Today I read a Seattle Times article bragging “If you weren’t born here, you’ll never be one of us.” I read one just like it a couple years ago, and another one a couple years from THAT. It makes me sigh because if the author was really exercising the nature-loving, homebody Pacific Northwest traits, the article would have started and ended at, “I was born here.” Good, now keep that to yourself.”

The comments following the article became a who-was-born-here-first tennis match. Everyone agreed the native Northwest tribes like the Duwamish were here first…and then they get back to arguing.
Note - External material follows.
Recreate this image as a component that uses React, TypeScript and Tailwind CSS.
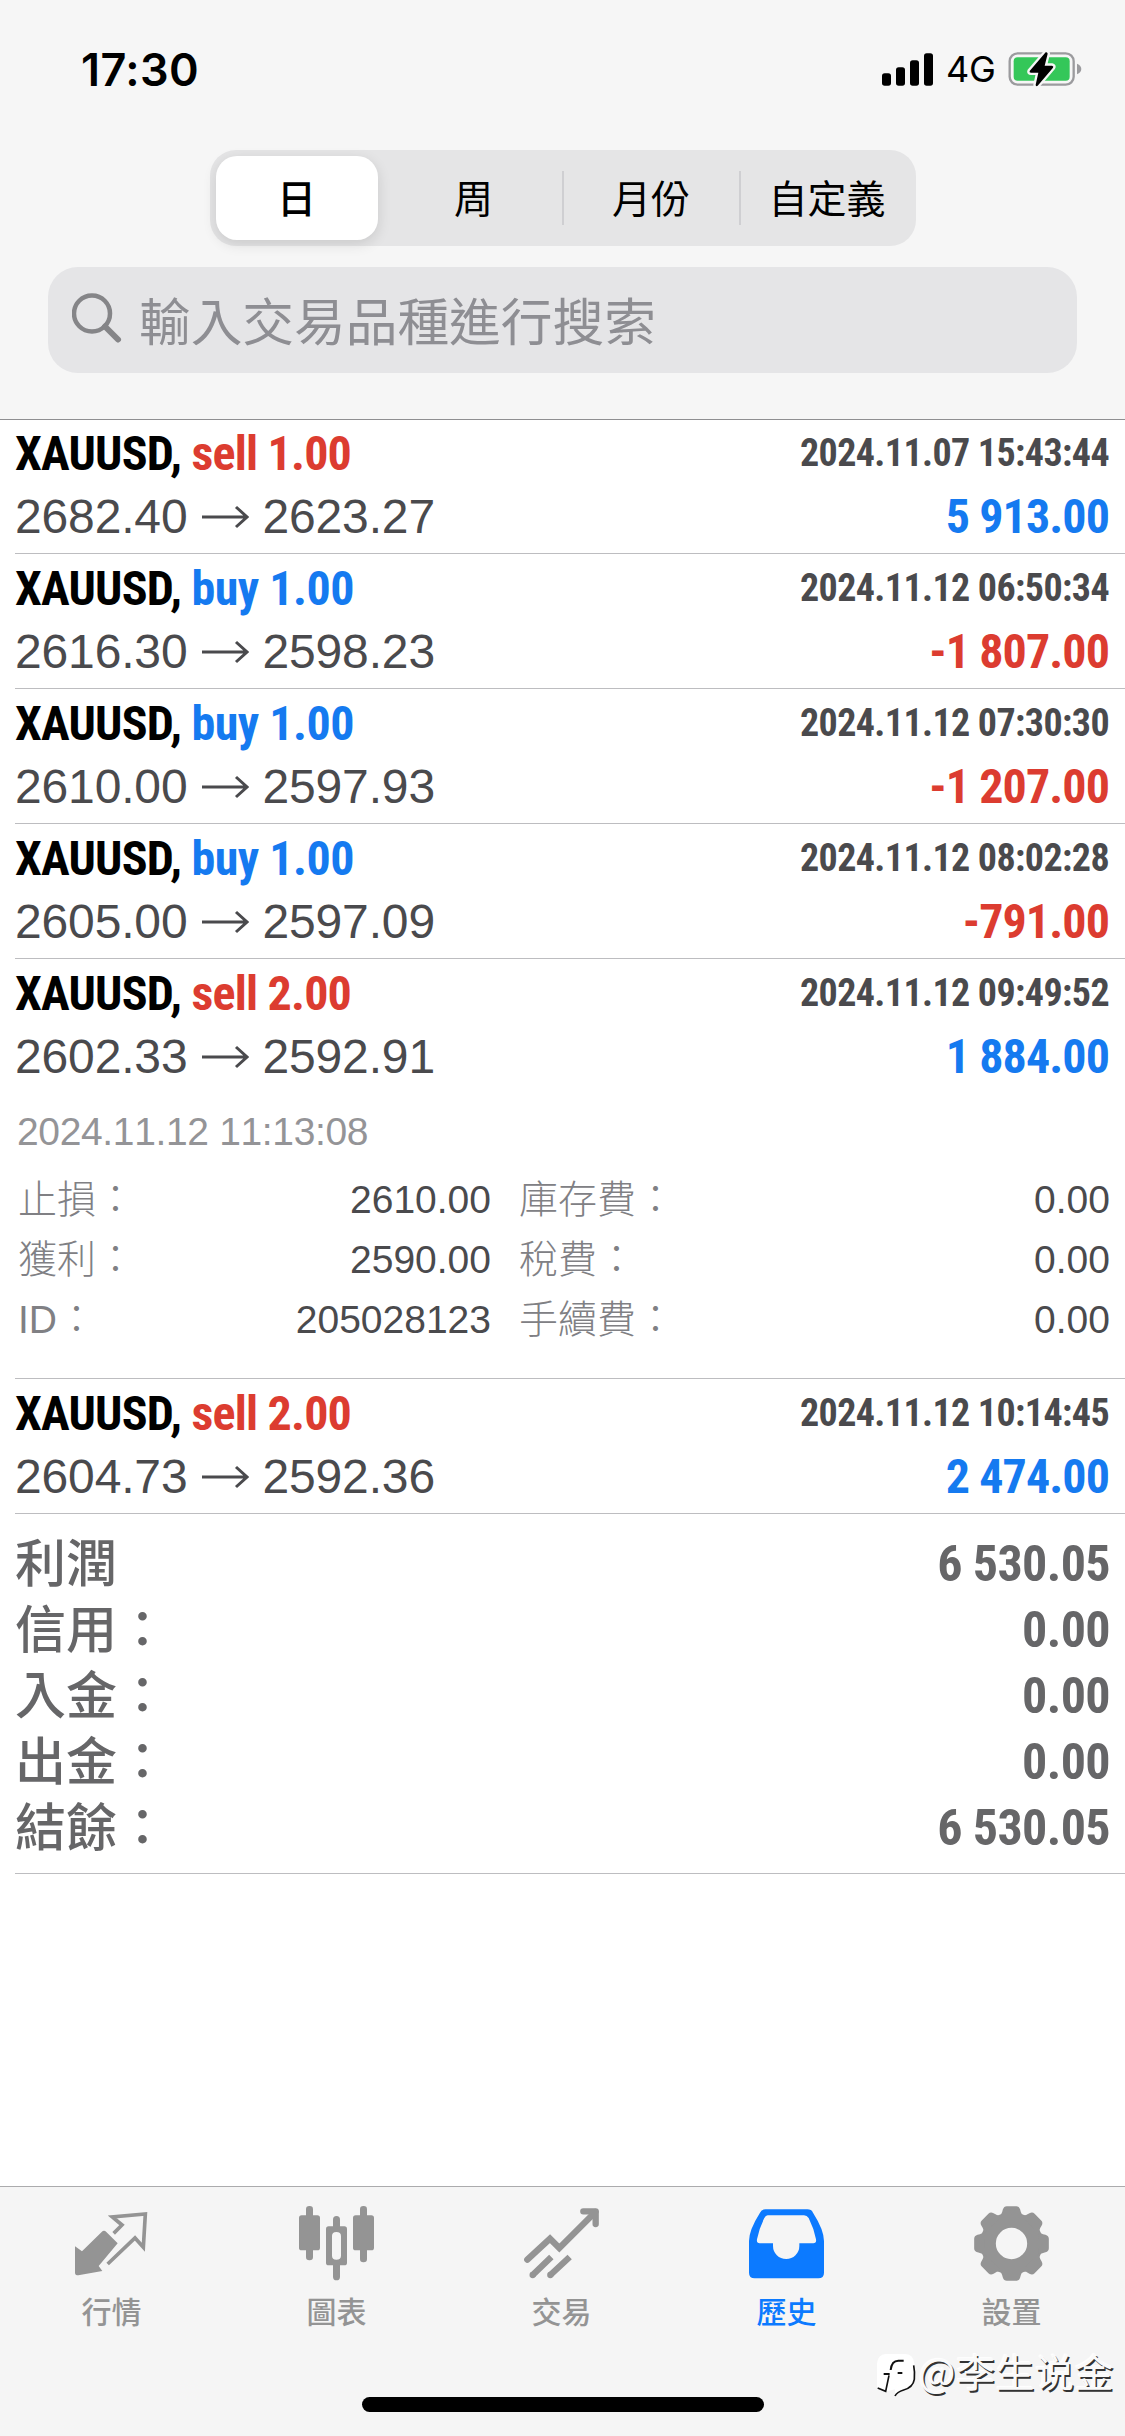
import React from 'react';

interface Deal {
    side: 'buy' | 'sell';
    volume: string;
    time: string;
    open: string;
    close: string;
    profit: string;
    expanded?: boolean;
}

const deals: Deal[] = [
    { side: 'sell', volume: '1.00', time: '2024.11.07 15:43:44', open: '2682.40', close: '2623.27', profit: '5 913.00' },
    { side: 'buy', volume: '1.00', time: '2024.11.12 06:50:34', open: '2616.30', close: '2598.23', profit: '-1 807.00' },
    { side: 'buy', volume: '1.00', time: '2024.11.12 07:30:30', open: '2610.00', close: '2597.93', profit: '-1 207.00' },
    { side: 'buy', volume: '1.00', time: '2024.11.12 08:02:28', open: '2605.00', close: '2597.09', profit: '-791.00' },
    { side: 'sell', volume: '2.00', time: '2024.11.12 09:49:52', open: '2602.33', close: '2592.91', profit: '1 884.00', expanded: true },
    { side: 'sell', volume: '2.00', time: '2024.11.12 10:14:45', open: '2604.73', close: '2592.36', profit: '2 474.00' },
];

const details = [
    ['止損：', '2610.00', '庫存費：', '0.00'],
    ['獲利：', '2590.00', '稅費：', '0.00'],
    ['ID：', '205028123', '手續費：', '0.00'],
];

const totals = [
    ['利潤', '6 530.05'],
    ['信用：', '0.00'],
    ['入金：', '0.00'],
    ['出金：', '0.00'],
    ['結餘：', '6 530.05'],
];

const condensed = "font-['Roboto_Condensed','Noto_Sans_CJK_TC',sans-serif] font-bold";

const StatusBar: React.FC = () => (
    <div className="flex h-[138px] items-center justify-between pl-[81px] pr-[43px]">
        <span className="font-['Inter',sans-serif] text-[45px] font-semibold leading-none tracking-[0.4px]">17:30</span>
        <div className="flex items-center">
            <svg className="h-[33px] w-[51px]" viewBox="0 0 153 99">
                <rect x="0" y="61" width="27" height="37" rx="8" />
                <rect x="42" y="43" width="27" height="55" rx="8" />
                <rect x="84" y="22" width="27" height="76" rx="8" />
                <rect x="126" y="1" width="27" height="97" rx="8" />
            </svg>
            <span className="ml-[13px] w-[51px] font-['Inter',sans-serif] text-[36px] leading-none tracking-[-0.3px]">4G</span>
            <svg className="ml-[11px] h-[36px] w-[74px]" viewBox="0 0 222 108">
                <rect x="5" y="7" width="192" height="94" rx="24" fill="none" stroke="#9b9b9e" strokeWidth="7" />
                <rect x="17" y="19" width="168" height="70" rx="12" fill="#34c759" />
                <path d="M207 38 Q220 44 220 54 Q220 64 207 70Z" fill="#9b9b9e" />
                <path
                    d="M113 4 L65 60 Q63 65 69 65 L91 65 L83 101 Q83 108 89 104 L135 50 Q138 45 132 44 L110 44 L119 8 Q118 2 113 4Z"
                    stroke="#f6f6f6"
                    strokeWidth="14"
                    paintOrder="stroke"
                />
            </svg>
        </div>
    </div>
);

const PeriodTabs: React.FC = () => (
    <div className="mx-auto mt-3 flex h-[96px] w-[706px] items-center rounded-[26px] bg-[#e5e5e6] font-['Noto_Sans_CJK_TC',sans-serif] text-[39px]">
        <div className="ml-[6px] flex h-[84px] w-[162px] items-center justify-center rounded-[21px] bg-white pb-[4px] font-medium shadow-[0_4px_14px_rgba(0,0,0,0.12)]">日</div>
        <div className="w-[184px] pb-[4px] pl-2 text-center">周</div>
        <div className="h-[54px] w-[2px] bg-[#cfcfd2]" />
        <div className="w-[175px] pb-[4px] text-center">月份</div>
        <div className="h-[54px] w-[2px] bg-[#cfcfd2]" />
        <div className="w-[173px] pb-[4px] text-center">自定義</div>
    </div>
);

const SearchField: React.FC = () => (
    <div className="ml-12 mt-[21px] flex h-[106px] w-[1029px] items-center rounded-[30px] bg-[#e5e5e7] pl-6 text-[#8e8e93]">
        <svg className="-mt-1 h-[51px] w-[51px]" viewBox="0 0 51 51" fill="none" stroke="#858588">
            <circle cx="20" cy="20.5" r="18" strokeWidth="4.5" />
            <path d="M33 33.5 L46 46.5" strokeWidth="6" strokeLinecap="round" />
        </svg>
        <span className="ml-[16px] pb-[2px] font-['Noto_Sans_CJK_TC',sans-serif] text-[51.700px] leading-none">輸入交易品種進行搜索</span>
    </div>
);

const DealDetails: React.FC = () => (
    <div className="font-['Liberation_Sans','Noto_Sans_CJK_TC',sans-serif] text-[39px] text-[#4a4a4d] [font-kerning:none]">
        <div className="mt-[13px] pl-[2px] leading-[62px] tracking-[-0.35px] text-[#949497]">2024.11.12 11:13:08</div>
        <div className="mt-[7px]">
            {details.map(([leftLabel, leftValue, rightLabel, rightValue]) => (
                <div key={leftLabel} className="flex h-[60px] items-center pl-[3px] pr-[15px] leading-[60px]">
                    <span className="font-light text-[#808084]">{leftLabel}</span>
                    <span className="ml-auto w-[200px] text-right">{leftValue}</span>
                    <span className="ml-[28px] w-[240px] font-light text-[#808084]">{rightLabel}</span>
                    <span className="w-[351px] text-right">{rightValue}</span>
                </div>
            ))}
        </div>
    </div>
);

const DealRow: React.FC<{ deal: Deal }> = ({ deal }) => (
    <div className={`border-b border-[#bdbdc0] pt-[3px] ${deal.expanded ? 'h-[420px]' : 'h-[135px]'}`}>
        <div className={`flex h-[63px] items-center justify-between pr-[16px] ${condensed}`}>
            <span className="text-[48px] leading-[63px] tracking-[-0.8px] text-black">
                XAUUSD, <span className={deal.side === 'sell' ? 'text-[#dc3c30]' : 'tracking-[-0.5px] text-[#157af0]'}>{deal.side} {deal.volume}</span>
            </span>
            <span className="text-[38px] leading-[63px] tracking-[-0.6px] text-[#4a4a4d]">{deal.time}</span>
        </div>
        <div className="flex h-[63px] items-center justify-between pr-[16px]">
            <div className="flex items-center font-['Liberation_Sans',sans-serif] text-[48px] leading-[63px] tracking-[-0.15px] text-[#4a4a4d]">
                <span>{deal.open}</span>
                <svg className="ml-[15px] mr-[13px] h-[24px] w-[47px]" viewBox="0 0 47 24" fill="none" stroke="currentColor" strokeWidth="3">
                    <path d="M0 12 H45 M34 2 L45 12 L34 22" />
                </svg>
                <span>{deal.close}</span>
            </div>
            <span className={`text-[48px] leading-[63px] tracking-[-0.9px] ${condensed} ${deal.profit.startsWith('-') ? 'text-[#dc3c30]' : 'text-[#157af0]'}`}>{deal.profit}</span>
        </div>
        {deal.expanded && <DealDetails />}
    </div>
);

const Totals: React.FC = () => (
    <div className="h-[360px] border-b border-[#bdbdc0] pt-[16px] text-[#666668]">
        {totals.map(([label, value]) => (
            <div key={label} className="flex h-[66px] items-center justify-between pr-[15px]">
                <span className="pb-[5px] font-['Noto_Sans_CJK_TC',sans-serif] text-[51px] font-medium leading-[61px]">{label}</span>
                <span className={`pt-[2px] text-[50px] leading-[64px] tracking-[-0.6px] ${condensed}`}>{value}</span>
            </div>
        ))}
    </div>
);

const QuotesIcon: React.FC = () => (
    <svg className="h-[75px] w-[75px]" viewBox="0 0 225 225" fill="currentColor">
        <path d="M3 121 L24 136 L83 78 Q90 71 97 78 L131 112 L74 180 L85 195 L13 208 Q3 208 3 200Z" />
        <path d="M119 82 L144 57 L115 33 L214 24 L208 124 L183 96 L101 174" fill="none" stroke="currentColor" strokeWidth="11" />
    </svg>
);

const ChartIcon: React.FC = () => (
    <svg className="h-[75px] w-[75px]" viewBox="0 0 225 225" fill="currentColor">
        <rect x="0" y="28" width="63" height="105" rx="8" />
        <rect x="21" y="0" width="21" height="163" rx="10" />
        <path fillRule="evenodd" d="M89 61 H136 Q144 61 144 69 V170 Q144 178 136 178 H89 Q81 178 81 170 V69 Q81 61 89 61Z M112 78 Q99 78 99 90 V149 Q99 161 112 161 Q126 161 126 149 V90 Q126 78 112 78Z" />
        <path d="M102 64 V41 Q102 30 112.500 30 Q123 30 123 41 V64Z M102 175 V212 Q102 223 112.500 223 Q123 223 123 212 V175Z" />
        <rect x="162" y="28" width="63" height="105" rx="8" />
        <rect x="183" y="0" width="21" height="169" rx="10" />
    </svg>
);

const TradeIcon: React.FC = () => (
    <svg className="h-[75px] w-[75px]" viewBox="0 0 225 225" fill="none" stroke="currentColor" strokeWidth="19">
        <path d="M10 161 L78 98 L106 126 L214 18" strokeLinecap="round" />
        <path d="M178 16 H215 V54" strokeLinecap="round" strokeLinejoin="round" />
        <path d="M26 207 L82 153 M79 207 L137 153" />
        <path d="M26 207 h0.100 M79 207 h0.100" strokeLinecap="round" />
    </svg>
);

const HistoryIcon: React.FC = () => (
    <svg className="h-[75px] w-[75px]" viewBox="0 0 225 225" fill="currentColor">
        <path
            fillRule="evenodd"
            d="M50 10 H175 Q187 10 192 20 Q225 72 225 105 V200 Q225 217 208 217 H17 Q0 217 0 200 V105 Q0 72 33 20 Q38 10 50 10Z M56 28 Q50 28 46 36 Q30 68 24 100 Q22 112 32 112 H72 V120 A39.500 39 0 0 0 151 120 V112 H193 Q203 112 201 100 Q195 68 179 36 Q174 28 165 28Z"
        />
    </svg>
);

const SettingsIcon: React.FC = () => (
    <svg className="h-[75px] w-[75px]" viewBox="-112.500 -112.500 225 225" fill="currentColor">
        <circle r="70" fill="none" stroke="currentColor" strokeWidth="46" />
        {[0, 45, 90, 135, 180, 225, 270, 315].map((angle) => (
            <path key={angle} transform={`rotate(${angle})`} d="M-39 -80 Q-29 -86 -26 -102 Q-23 -112 -14 -112 H14 Q23 -112 26 -102 Q29 -86 39 -80Z" />
        ))}
    </svg>
);

const tabs = [
    { label: '行情', Icon: QuotesIcon },
    { label: '圖表', Icon: ChartIcon },
    { label: '交易', Icon: TradeIcon },
    { label: '歷史', Icon: HistoryIcon, active: true },
    { label: '設置', Icon: SettingsIcon },
];

const Watermark: React.FC = () => (
    <div className="absolute right-[11px] top-[165px] flex h-[46px] items-center">
        <svg className="mr-[3px] h-[46px] w-[41px]" viewBox="0 0 123 138">
            <path d="M32 6 H92 Q116 8 118 34 V80 Q116 106 90 116 Q68 120 60 132 L60 112 L36 118 L6 112 V34 Q8 8 32 6Z" fill="#fff" />
            <g fill="none" stroke="#111">
                <path d="M116 40 Q120 60 118 82 Q114 106 86 114 Q66 120 60 132" strokeWidth="5" />
                <path d="M47 54 Q50 26 70 26 H86" strokeWidth="6" />
                <path d="M26 66 H44 M68 63 H82" strokeWidth="6" />
                <path d="M8 108 L32 118 L42 70" strokeWidth="5" />
            </g>
        </svg>
        <span className="pb-[11px] font-['Noto_Sans_CJK_SC',sans-serif] text-[39px] leading-[46px] tracking-[0.5px] text-[#fafafa] [text-shadow:1.5px_1.5px_0_#333,-1px_-1px_1px_#fff]">@李生说金</span>
    </div>
);

const TabBar: React.FC = () => (
    <nav className="relative mt-auto h-[250px] border-t border-[#ababad] bg-[#f5f5f5]">
        <div className="-ml-px mr-px grid grid-cols-5 pt-[19px]">
            {tabs.map(({ label, Icon, active }) => (
                <div key={label} className={`flex flex-col items-center ${active ? 'text-[#0c7aff]' : 'text-[#949494]'}`}>
                    <Icon />
                    <span className="mt-[8px] font-['Noto_Sans_CJK_TC',sans-serif] text-[30px] font-medium leading-[42px]">{label}</span>
                </div>
            ))}
        </div>
        <Watermark />
        <div className="mx-auto mt-[66px] h-[15px] w-[402px] rounded-full bg-black" />
    </nav>
);

export default function App() {
    return (
        <div className="flex h-[2436px] w-[1125px] flex-col overflow-hidden bg-white text-black">
            <header className="h-[420px] border-b border-[#8f8f91] bg-[#f6f6f6]">
                <StatusBar />
                <PeriodTabs />
                <SearchField />
            </header>
            <main className="-mt-px pl-[15px]">
                {deals.map((deal) => (
                    <DealRow key={deal.time} deal={deal} />
                ))}
                <Totals />
            </main>
            <TabBar />
        </div>
    );
}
Still, the article got me to thinking about my own little slice of earth here in Washington.  I live in one of those old rambler homes that sacrificed house size for lot size, so my backyard is part lawn, part jungle, and very green.

Backyard 2

There’s an enormous evergreen tree straddling the line between my yard and the neighbor’s yard, which is a sudden 8 feet lower than my lot. It’s held up by stubborn tree will and prayers, since if it crashes down me and/or my neighbor are screwed.  I consider this tree the representative of the land. This may sound odd, but I feel more wariness toward the smaller spirits of the lot than this massive one. At least this one I always know where it is, right?

Backyard 1

This place is my home base. Despite how long I’ve lived here, I am still learning about the spirits of place here.  Some things I have learned about the relationship between me and the land:

-I’m attracted to the concept of growing my own food. Not because I’m a hedgewitch (I have no strong inclination toward it), but for basic survival.  The ground is wonderfully fertile here.  I managed to grow four tiny onions last year. More like onion bombs; I had to flee the room after cutting one of them and rinse my eyes out.

-My closest animal allies appear to be insects and some birds.  When I have addressed the spirits of the land, I found a few more bees around me afterwards, including one quite large that I hadn’t seen before or since. Birds like chickadees and robins hang around my lot more often too.  I’m pretty chill with honey bees, and will plant more bee-favorite flowers/crops this spring.  I even had a wasp neighbor that used my yard as a watering hole. Really!

-Though I live on this land and get to reap the fruits (literally) of its abundance, the relationship between me and the other spirits is one of caution and wariness.  Blackberry bushes have owned much of the yard before it was cleared out, day by day, by me and my brother. They’re still around, and sometimes I really do feel Their eyes on me, especially if I’m in the yard as it’s getting dark. They spread their runners everywhere, their stems grow at near 90 degree angles for maximum entanglement. Their thorns will snatch at you when you cut them down.  I fight fair; when I do clear them out, it’s with a blade and not chemicals.

-I’m still juggling the sense of land spirits with the Canaanite gods.  The land spirits were here first, so it seems that when I have given thanks to Ba’lu Hadad for his rains, or Athtar for helping maintain the cultivated side of the land, there’s an affronted ‘what about Us?’ Well, I think I could thank Them more properly as well if I didn’t feel so scattered and ignored addressing Them!

-Since I started disposing of my olive oil offerings in the yard, I’ve included the land in gratitude. Standing on the hill edge, smelling the wet leaves, I get the sense of timelessness, of standing on ground on borrowed time. Other things crawling just beneath my feet, me scurrying from work to home on the skin of the Earth.  I think that the land is getting more familiar with me, not just as an intruder in spring and summer. I still have to cut those blackberry bushes again…

So, that author might have been onto something with the Pacific Northwest character.  The land spirits ARE there, but keeping to themselves. Well, even if I’m not always welcome (especially when I bring my shears out), I can be a little more neighborly.